The scrappy, distribution-only era of A24, which included Denis Villeneuve’s Enemy, Trey Edward Shult’s Krisha, and Andrea Arnold’s American Honey, preceded any of the films that cemented their much-debated aesthetic. The development of a cohesive brand identity, which papers over the many thematic and visual distinctions of their acquisitions, is easily applied to those touchstone films like The Witch or Ex Machina that the company had no hand in producing. A GQ story from 2017 serves as a microcosm of A24’s favored form of PR: styled in an oral history format, the piece walks through A24’s inception in 2012 and the company’s eventual industry success, culminating with Moonlight’s Best Picture Academy Award. Director Barry Jenkins (Moonlight), actors James Franco (Spring Breakers) and Daniel Radcliffe (Swiss Army Man), along with Sofia Coppola (The Bling Ring) and Robert Eggers (The Witch) all make appearances but mostly they’re there to talk about why A24 was the only place that took a chance on them. The appetite for well-made, in some cases rigorously conceived movies—sometimes placed under the aegis of “arthouse” or “cult”, sometimes associated with independent cinema or the halcyon days of 70s Hollywood—never went away, but A24 seemed to make the creative drought more visible. 

If A24, which has its antecedents in any number of high-profile independent studios, isn’t doing something wholly novel, why do we keep talking about them? In large part because A24 is adept not only at selling itself but making its audience feel good about the purchase. A24’s most enduring accomplishment is the creation of this feeling: everything it produces not only belongs in its roster but can’t be found anywhere else. The scarcity of recent quality mainstream films contributes to the sense that each A24 release, regardless of actual merit, is an event. A24, savvy and discerning in its image, happy to work with big names and small, nakedly ambitious in its quest for awards and for clout, and, most recently, vocal about its intentions to be more than the little studio that could, acts as a generation’s repository for resentments about the state of moviemaking writ large. Noah Sacco, head of film at A24, said, “We get very excited by the idea of changing the mainstream. Broadening or scaling up or whatever you want to call it, is a part of that.”

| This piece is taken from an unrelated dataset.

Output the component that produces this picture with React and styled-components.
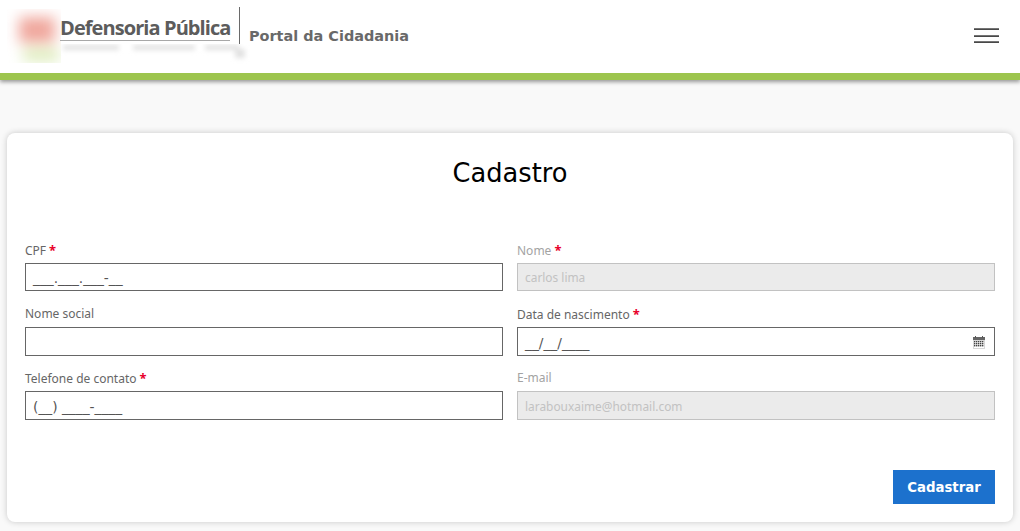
import styled, { createGlobalStyle } from 'styled-components';

const GlobalStyle = createGlobalStyle`
  html, body {
    margin: 0;
    padding: 0;
    background: #f9f9f9;
    font-family: "DejaVu Sans", sans-serif;
  }
`;

// header
const Head = styled.header`
  height: 73px;
  background: #fff;
  border-bottom: 7px solid #9dc54e;
  box-shadow: 0 2px 4px rgba(0, 0, 0, 0.4);
  display: flex;
  align-items: flex-start;
  justify-content: space-between;
  overflow: hidden;
`;

const Brand = styled.div`
  position: relative;
  display: flex;
  align-items: flex-start;
  padding-left: 7px;
`;

const LogoMark = styled.svg`
  width: 54px;
  height: 54px;
  margin: 9px -1px 0 0;
  flex: none;
`;

const LogoText = styled.div`
  width: 170px;
  margin: 15px 0 0 0;
  height: 25px;
  border-bottom: 1px solid #a8a8a8;
  font-family: "Open Sans", sans-serif;
  font-size: 20px;
  line-height: 25px;
  font-weight: 700;
  letter-spacing: -0.92px;
  color: #5c5c5c;
  white-space: nowrap;
`;

const Divider = styled.div`
  width: 1px;
  height: 37px;
  margin: 7px 9px 0 9px;
  background: #6a6a6a;
`;

const PortalName = styled.div`
  margin-top: 27px;
  font-size: 14.45px;
  line-height: 18px;
  font-weight: 700;
  color: #696969;
  white-space: nowrap;
`;

const BlurStrip = styled.svg`
  position: absolute;
  left: 61px;
  top: 44px;
  width: 190px;
  height: 20px;
`;

const MenuButton = styled.button`
  width: 25px;
  height: 15px;
  margin: 28px 21px 0 0;
  padding: 0;
  border: 0;
  background: transparent;
  display: flex;
  flex-direction: column;
  justify-content: space-between;
`;

const MenuLine = styled.span`
  display: block;
  height: 2px;
  background: linear-gradient(#8a8a8a, #333);
`;

// card
const Page = styled.main`
  padding: 53px 7px 9px;
`;

const Card = styled.section`
  height: 389px;
  box-sizing: border-box;
  padding: 23px 18px 18px;
  background: #fff;
  border-radius: 8px;
  box-shadow: 0 0 6px rgba(0, 0, 0, 0.2);
  display: flex;
  flex-direction: column;
`;

const Title = styled.h1`
  margin: 0 0 51px;
  font-size: 25.7px;
  line-height: 34px;
  font-weight: 400;
  text-align: center;
  color: #000;
`;

const FormGrid = styled.div`
  display: grid;
  grid-template-columns: 478px 478px;
  grid-auto-rows: 64px;
  column-gap: 14px;
`;

const Field = styled.div`
  display: flex;
  flex-direction: column;
`;

const Label = styled.label`
  height: 22px;
  font-family: "Noto Sans", sans-serif;
  font-size: 12px;
  line-height: 18px;
  color: ${(props) => (props.disabled ? '#a3a3a3' : '#666')};
`;

const Required = styled.span`
  margin-left: 3px;
  color: #e8002b;
  font-weight: 700;
  font-size: 13px;
`;

const InputBox = styled.div`
  height: ${(props) => props.height || 29}px;
  box-sizing: border-box;
  display: flex;
  align-items: center;
  justify-content: space-between;
  padding: ${(props) => (props.disabled ? '0' : '2px')} 9px 0 7px;
  border: 1px solid ${(props) => (props.disabled ? '#c2c2c2' : '#666')};
  background: ${(props) => (props.disabled ? '#ebebeb' : '#fff')};
  color: ${(props) => (props.disabled ? '#c2c2c2' : '#555')};
  font-family: ${(props) => (props.disabled ? '"Noto Sans", sans-serif' : '"DejaVu Sans", sans-serif')};
  font-size: ${(props) => (props.disabled ? '11.9px' : '13.8px')};
`;

const Footer = styled.div`
  margin-top: auto;
  display: flex;
  justify-content: flex-end;
`;

const SubmitButton = styled.button`
  width: 102px;
  height: 34px;
  border: 0;
  padding: 0;
  background: #1c71cd;
  color: #fff;
  font-family: "DejaVu Sans", sans-serif;
  font-size: 13.3px;
  font-weight: 700;
`;

const CalendarIcon = () => (
  <svg width="12" height="13" viewBox="0 0 12 13">
    <rect x="0" y="1" width="12" height="12" fill="#d8d8d8" />
    <rect x="0" y="1" width="12" height="3" fill="#666" />
    <rect x="1" y="5" width="10" height="7" fill="#fff" />
    {[1, 3, 5, 7, 9].map((x) =>
      [5, 7, 9].map((y) => <rect key={`${x}-${y}`} x={x} y={y} width="1.4" height="1.4" fill="#444" />)
    )}
    <rect x="2" y="0" width="1" height="2" fill="#555" />
    <rect x="9" y="0" width="1" height="2" fill="#555" />
  </svg>
);

const App = () => (
  <>
    <GlobalStyle />
    <Head>
      <Brand>
        <LogoMark viewBox="0 0 54 54">
          <defs>
            <filter id="logoBlur" x="-50%" y="-50%" width="200%" height="200%">
              <feGaussianBlur stdDeviation="7" />
            </filter>
            <clipPath id="logoClip">
              <rect width="54" height="54" />
            </clipPath>
          </defs>
          <g clipPath="url(#logoClip)">
            <g filter="url(#logoBlur)">
              <rect x="12" y="8" width="36" height="26" fill="#f0a89e" />
              <rect x="16" y="40" width="36" height="12" fill="#dcebb8" />
            </g>
          </g>
        </LogoMark>
        <LogoText>Defensoria Pública</LogoText>
        <Divider />
        <PortalName>Portal da Cidadania</PortalName>
        <BlurStrip viewBox="0 0 190 20">
          <defs>
            <filter id="stripBlur" x="-10%" y="-100%" width="120%" height="300%">
              <feGaussianBlur stdDeviation="2.5" />
            </filter>
          </defs>
          <rect width="190" height="20" fill="#fff" />
          <g filter="url(#stripBlur)" fill="#e2e2e2">
            <rect x="2" y="1" width="56" height="5" />
            <rect x="72" y="1" width="62" height="5" />
            <rect x="144" y="1" width="34" height="5" />
            <rect x="174" y="5" width="10" height="9" />
          </g>
        </BlurStrip>
      </Brand>
      <MenuButton aria-label="Menu">
        <MenuLine />
        <MenuLine />
        <MenuLine />
      </MenuButton>
    </Head>
    <Page>
      <Card>
        <Title>Cadastro</Title>
        <FormGrid>
          <Field>
            <Label>CPF<Required>*</Required></Label>
            <InputBox height={28}>___.___.___-__</InputBox>
          </Field>
          <Field>
            <Label disabled>Nome<Required>*</Required></Label>
            <InputBox height={28} disabled>carlos lima</InputBox>
          </Field>
          <Field>
            <Label>Nome social</Label>
            <InputBox />
          </Field>
          <Field>
            <Label>Data de nascimento<Required>*</Required></Label>
            <InputBox>__/__/____<CalendarIcon /></InputBox>
          </Field>
          <Field>
            <Label>Telefone de contato<Required>*</Required></Label>
            <InputBox>(__) ____-____</InputBox>
          </Field>
          <Field>
            <Label disabled>E-mail</Label>
            <InputBox disabled>larabouxaime@hotmail.com</InputBox>
          </Field>
        </FormGrid>
        <Footer>
          <SubmitButton>Cadastrar</SubmitButton>
        </Footer>
      </Card>
    </Page>
  </>
);

export default App;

A24 is adept not only at selling itself but making its audience feel good about the purchase.

Now, other companies are stripping its reputation for parts. Take one of the online teasers for the upcoming Marvel film Thunderbolts*. Interspersed between clips above a techno track, the following title cards appear in glitching, neon letters: From the stars of Midsommar, A Different Man, & You Hurt My Feelings; the writers & director of Beef; the cinematographer of The Green Knight; the production designer of Hereditary; the editor of Minari; the composers of Everything Everywhere All At Once. The ad communicates what Marvel’s marketing department assumes its audience wants: the prestige and quality of an A24 film. Pair this with, say, the upcoming A24 Celine Song drama Materialists, starring Dakota Johnson, Chris Evans, and Pedro Pascal—each the leads of Marvel films, all seeming to retreat back into ostensibly “adult” fare—and one could be forgiven for wondering what the substantive difference between Marvel and A24 is. Maintaining what Nandan, the head of TV and nonfiction, calls the “A24 look and vibe” is as much about exclusion as it is inclusion. A24 doesn’t do every kind of movie, but it wants its audience to believe it could.